Contrastive analysis is important for bilingual education, as it represents one of the first direct applications of theory to the development of methods and materials for teaching an L2. Although the theory behind contrastive analysis has fallen out of favor, many practices originally designed on the basis of it are still quite prevalent in bilingual and L2 classrooms. Contrastive analysis is seen as the precursor to the development of the field of applied linguistics, a field that holds bilingualism and bilingual education among its central foci.

Development of the Theory

Originally developed in the 1940s and 1950s, the contrastive analysis hypothesis was based on structural linguistics as well as behavioral psychology, the predominant theories of language and learning at the time. Charles Fries originally presented contrastive analysis in 1945. Later, Robert Lado, of Georgetown University, presented the contrastive analysis hypothesis. This hypothesis stems from the view of learning as the development of a new set of behaviors or habits. Language was defined in terms of language structures at the level of the sound system (phonology), the word or lexicon (morphology), and the sentence (syntax or grammar). With the structural view of language and the behavioral view of learning, the task for practitioners was to determine which habits needed to be “undone” and which new habits needed to be formed in order to be successful in learning a second language.

The core concept of contrastive analysis is that the main source of errors and difficulty in learning the L2 occur as a result of interference, the transferring of habits from the native language to the target language. The hypothesis states that these difficulties stem from the differences that exist between languages.
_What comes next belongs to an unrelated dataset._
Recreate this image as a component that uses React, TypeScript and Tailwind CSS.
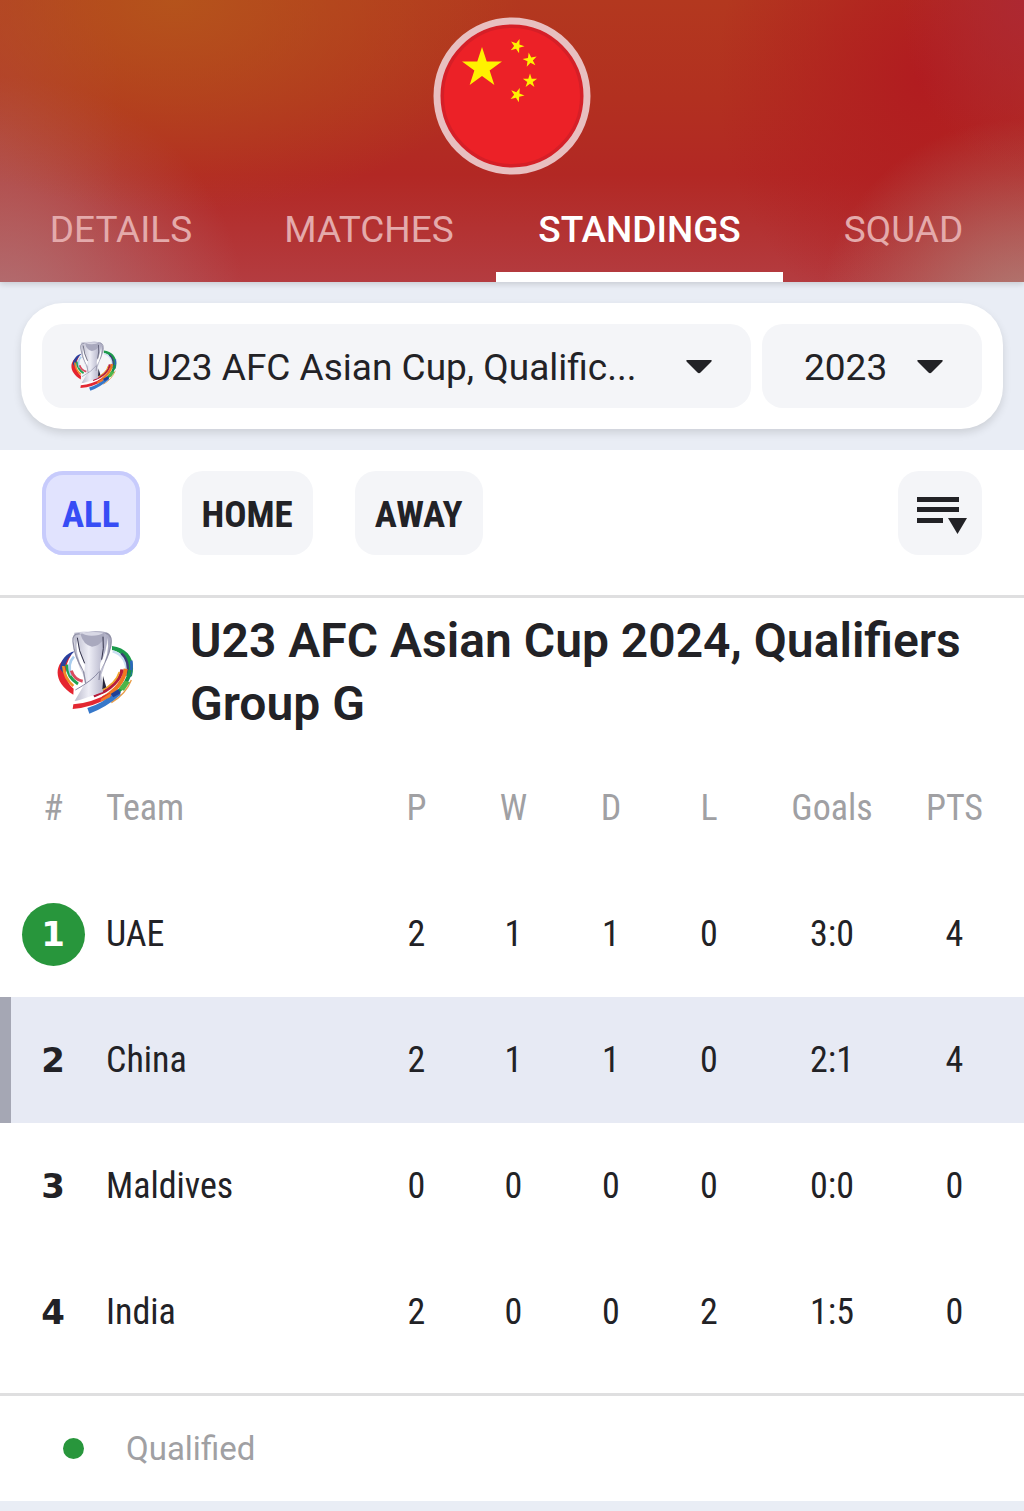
import { useState } from 'react'

type Row = {
  position: number
  team: string
  stats: string[]
  qualified?: boolean
  current?: boolean
}

const TABS = ['DETAILS', 'MATCHES', 'STANDINGS', 'SQUAD']
const FILTERS = ['ALL', 'HOME', 'AWAY']

const ROWS: Row[] = [
  { position: 1, team: 'UAE', stats: ['2', '1', '1', '0', '3:0', '4'], qualified: true },
  { position: 2, team: 'China', stats: ['2', '1', '1', '0', '2:1', '4'], current: true },
  { position: 3, team: 'Maldives', stats: ['0', '0', '0', '0', '0:0', '0'] },
  { position: 4, team: 'India', stats: ['2', '0', '0', '2', '1:5', '0'] }
]

// five-pointed star with its centre at 0,0 and an outer radius of 10
const STAR =
  '0,-10 2.25,-3.09 9.51,-3.09 3.63,1.18 5.88,8.09 0,3.82 -5.88,8.09 -3.63,1.18 -9.51,-3.09 -2.25,-3.09'

function ChinaFlag() {
  return (
    <svg viewBox="0 0 158 158" className="size-[158px]" role="img" aria-label="China">
      <circle cx="79" cy="79" r="75" fill="#ec2127" />
      <circle cx="79" cy="79" r="70" fill="none" stroke="#d51f27" strokeWidth="4" />
      <circle cx="79" cy="79" r="75" fill="none" stroke="#e8bfc0" strokeWidth="7" />
      <g fill="#fff200">
        <polygon points={STAR} transform="translate(49 51) scale(2.1)" />
        <polygon points={STAR} transform="translate(84 29) rotate(20) scale(.75)" />
        <polygon points={STAR} transform="translate(97 43) rotate(-10) scale(.75)" />
        <polygon points={STAR} transform="translate(97 64) scale(.75)" />
        <polygon points={STAR} transform="translate(84 78) rotate(22) scale(.75)" />
      </g>
    </svg>
  )
}

function CupLogo({ className }: { className: string }) {
  return (
    <svg viewBox="18 20 237 252" className={className} fill="none" aria-hidden>
      <defs>
        <linearGradient id="cup" x1="0" x2="1">
          <stop offset="0" stopColor="#b9b9cb" />
          <stop offset=".4" stopColor="#eeeef6" />
          <stop offset=".7" stopColor="#c4c4d6" />
          <stop offset="1" stopColor="#a4a4bc" />
        </linearGradient>
      </defs>
      {/* left ribbons */}
      <path d="M64 94C10 116 6 176 70 214L71 196C42 172 40 130 64 94Z" fill="#e5242f" />
      <path d="M74 84C50 88 30 112 30 136L42 152C42 126 52 104 74 84Z" fill="#2a3f9d" />
      <path d="M40 128Q42 164 70 188" stroke="#f28c28" strokeWidth="8" />
      <path d="M50 124Q52 162 84 182" stroke="#1fa350" strokeWidth="9" />
      <path d="M72 100Q50 122 64 156" stroke="#a9cdee" strokeWidth="8" />
      <path d="M64 142Q72 168 98 174" stroke="#d94a5e" strokeWidth="9" />
      {/* right ribbons */}
      <path d="M186 68C236 74 258 112 246 158L232 168C242 116 222 88 186 80Z" fill="#1b9a4b" />
      <path d="M188 84Q230 96 230 150" stroke="#c9def2" strokeWidth="7" />
      <path d="M214 90Q240 112 232 158" stroke="#3b3f73" strokeWidth="7" />
      <path d="M244 112Q250 150 222 186" stroke="#2b66bd" strokeWidth="8" />
      <path d="M240 140Q234 178 204 206" stroke="#169447" strokeWidth="11" />
      <path d="M227 136Q220 190 158 224" stroke="#f07820" strokeWidth="12" />
      <path d="M216 138Q210 186 132 220" stroke="#b51c3c" strokeWidth="10" />
      <path d="M208 146Q198 182 150 204" stroke="#f0a52c" strokeWidth="5" />
      <path d="M244 170Q228 212 184 238" stroke="#e89b45" strokeWidth="4" />
      {/* trophy body */}
      <path d="M73 28Q124 19 165 26Q188 34 181 75L154 154L159 206L72 236L106 178L100 156Q68 96 73 28Z" fill="url(#cup)" />
      <path d="M91 32Q124 19 165 26L161 48Q146 70 126 70Q101 66 91 32Z" fill="#a9a9be" />
      <path d="M96 30Q124 23 161 28Q149 37 125 37Q105 37 96 30Z" fill="#d8d8e5" />
      <path
        d="M89 32Q66 30 69 55Q73 101 100 141L107 180M166 29Q189 34 182 69Q174 107 151 137L147 170"
        stroke="#9090a6"
        strokeWidth="4"
      />
      <path d="M82 43Q83 83 105 126L103 147Q72 90 82 43Z" fill="#fff" />
      <path d="M172 43Q171 84 151 119L149 146Q182 91 172 43Z" fill="#fff" />
      <path d="M159 40Q163 76 155 109M82 43Q85 83 104 120" stroke="#34344c" strokeWidth="3" />
      <path d="M159 158L169 192L157 198Z" fill="#25253d" />
      <path d="M76 200Q127 172 148 144" stroke="#8a8aa4" strokeWidth="3" />
      {/* front ribbons */}
      <path d="M72 233Q120 231 155 213L178 205Q128 239 70 243Z" fill="#fff" />
      <path d="M70 243Q126 238 180 208L186 219Q130 252 68 257Z" fill="#e32832" />
      <path d="M112 254Q156 242 204 201L212 214Q168 252 118 271Z" fill="#3678ca" />
      <path d="M154 226L188 205L180 222L150 236Z" fill="#ef7d2c" />
      <path d="M182 212L204 198L213 209L190 222Z" fill="#203f94" />
      <path d="M206 196L224 172L240 176L222 202Z" fill="#4fb548" />
    </svg>
  )
}

function Caret() {
  return (
    <svg
      viewBox="0 0 26 14"
      className="pointer-events-none absolute top-[36px] right-[39px] h-[14px] w-[26px]"
      aria-hidden
    >
      <path d="M1 0H25Q26.500 .5 25 2L14.500 12.500Q13 14 11.500 12.500L1 2Q-.5 .5 1 0Z" fill="#222226" />
    </svg>
  )
}

export default function App() {
  const [tab, setTab] = useState('STANDINGS')
  const [filter, setFilter] = useState('ALL')

  return (
    <div className="w-full bg-[#e9edf5] font-['Roboto','Liberation_Sans',sans-serif] text-[#222226]">
      <header className="relative bg-[#b22a22] bg-[radial-gradient(ellipse_34%_75%_at_17%_0%,#b5561be6,transparent),radial-gradient(ellipse_24%_85%_at_0%_112%,#b2767ae6,transparent),radial-gradient(ellipse_20%_70%_at_100%_112%,#b08078f0,transparent),radial-gradient(ellipse_12%_60%_at_100%_0%,#ad2832,transparent),radial-gradient(ellipse_20%_90%_at_90%_28%,#b11c20,transparent),radial-gradient(ellipse_12%_100%_at_0%_50%,#b2423ccc,transparent),linear-gradient(#b3381f_0%,#b23020_35%,#b22824_62%,#b43c40_100%)] pt-[17px] shadow-[0_2px_6px_#00000026]">
        <div className="flex justify-center">
          <ChinaFlag />
        </div>
        <nav className="mt-1 grid grid-cols-[242fr_254fr_287fr_241fr]">
          {TABS.map((t) => (
            <button
              key={t}
              type="button"
              aria-current={tab === t ? 'page' : undefined}
              onClick={() => setTab(t)}
              className={`h-[103px] border-b-[10px] pt-[8px] text-[37px] leading-none ${
                tab === t ? 'border-white font-medium text-white' : 'border-transparent text-[#e4aaab]'
              }`}
            >
              {t}
            </button>
          ))}
        </nav>
      </header>

      <div className="p-[21px]">
        <div className="flex gap-[11px] rounded-[42px] bg-white p-[21px] shadow-[0_4px_8px_#0000001f]">
          <div className="relative min-w-0 flex-1">
            <CupLogo className="pointer-events-none absolute top-[17px] left-[28px] h-[50px] w-[48px]" />
            <select
              aria-label="Competition"
              className="h-[84px] w-full appearance-none rounded-[21px] bg-[#f4f5f8] pt-[3px] pr-[90px] pl-[105px] text-[37px]"
            >
              <option>U23 AFC Asian Cup, Qualific...</option>
            </select>
            <Caret />
          </div>
          <div className="relative w-[220px]">
            <select
              aria-label="Season"
              className="h-[84px] w-full appearance-none rounded-[21px] bg-[#f4f5f8] pt-[3px] pr-[80px] pl-[42px] text-[37px]"
            >
              <option>2023</option>
            </select>
            <Caret />
          </div>
        </div>
      </div>

      <main className="bg-white">
        <div className="flex items-center gap-[42px] border-b-[3px] border-[#dfdfe0] px-[42px] pt-[21px] pb-[40px]">
          {FILTERS.map((f) => (
            <button
              key={f}
              type="button"
              aria-pressed={filter === f}
              onClick={() => setFilter(f)}
              className={`h-[84px] rounded-[21px] px-[20px] pt-[2px] font-['Roboto_Condensed','Roboto',sans-serif] text-[37px] leading-none font-bold ${
                filter === f
                  ? 'bg-[#e1e3fe] text-[#374df5] inset-ring-4 inset-ring-[#c7cbfc]'
                  : 'bg-[#f4f5f8] text-[#222226]'
              }`}
            >
              {f}
            </button>
          ))}
          <button
            type="button"
            aria-label="Sort"
            className="ml-auto flex size-[84px] items-center justify-center rounded-[21px] bg-[#f4f5f8] pt-1 pl-1"
          >
            <svg viewBox="0 0 50 38" className="h-[38px] w-[50px]" fill="#222226" aria-hidden>
              <path d="M0 1H42V6H0ZM0 11H42V16H0ZM0 22H26V27H0ZM31 22H50L40.500 38Z" />
            </svg>
          </button>
        </div>

        <div className="flex items-center pt-[11px] pr-[21px] pb-[10px] pl-[56px]">
          <CupLogo className="h-[84px] w-[79px] shrink-0" />
          <h2 className="ml-[55px] text-[48px] leading-[63px] font-semibold">
            U23 AFC Asian Cup 2024, Qualifiers
            <br />
            Group G
          </h2>
        </div>

        <table className="w-full table-fixed border-collapse text-center font-['Roboto_Condensed','Roboto',sans-serif] text-[36px] leading-none">
          <colgroup>
            <col className="w-[106px]" />
            <col />
            <col className="w-[97px]" />
            <col className="w-[97px]" />
            <col className="w-[98px]" />
            <col className="w-[98px]" />
            <col className="w-[148px]" />
            <col className="w-[118px]" />
          </colgroup>
          <thead className="text-[#a0a0a3]">
            <tr className="h-[126px]">
              <th className="font-normal">#</th>
              <th className="text-left font-normal">Team</th>
              {['P', 'W', 'D', 'L', 'Goals', 'PTS'].map((h) => (
                <th key={h} className="font-normal last:pr-[21px]">
                  {h}
                </th>
              ))}
            </tr>
          </thead>
          <tbody>
            {ROWS.map((r) => (
              <tr key={r.team} className={`h-[126px] ${r.current ? 'bg-[#e7eaf4]' : ''}`}>
                <td
                  className={`font-['DejaVu_Sans',sans-serif] text-[34px] font-bold ${
                    r.current ? 'shadow-[inset_11px_0_0_#a5a7b4]' : ''
                  }`}
                >
                  {r.qualified ? (
                    <span className="mx-auto flex size-[63px] items-center justify-center rounded-full bg-[#28963c] text-white">
                      {r.position}
                    </span>
                  ) : (
                    r.position
                  )}
                </td>
                <td className="text-left">{r.team}</td>
                {r.stats.map((s, i) => (
                  <td key={i} className="last:pr-[21px]">
                    {s}
                  </td>
                ))}
              </tr>
            ))}
          </tbody>
        </table>

        <div className="mt-[18px] flex h-[108px] items-center gap-[42px] border-t-[3px] border-[#dfdfe0] pl-[63px]">
          <span className="size-[21px] rounded-full bg-[#28963c]" />
          <span className="text-[33px] leading-none text-[#a0a0a3]">Qualified</span>
        </div>
      </main>
      <footer className="h-[10px]" />
    </div>
  )
}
Given the behaviorist theory of learning, the greater the differences, the greater the learning difficulties will be. The most important task of those conducting contrastive analysis is to compare aspects of the two languages in order to predict the difficulties and errors that will occur in L2 learning. Having compared given aspects of the two languages, the instructor can ignore what is common to them, as that part of learning the two languages will proceed without much difficulty. The instructor is expected to teach and develop teaching materials that focus on the areas of difference. Those differences are then practiced through extensive repetition, the hallmark of behaviorist learning.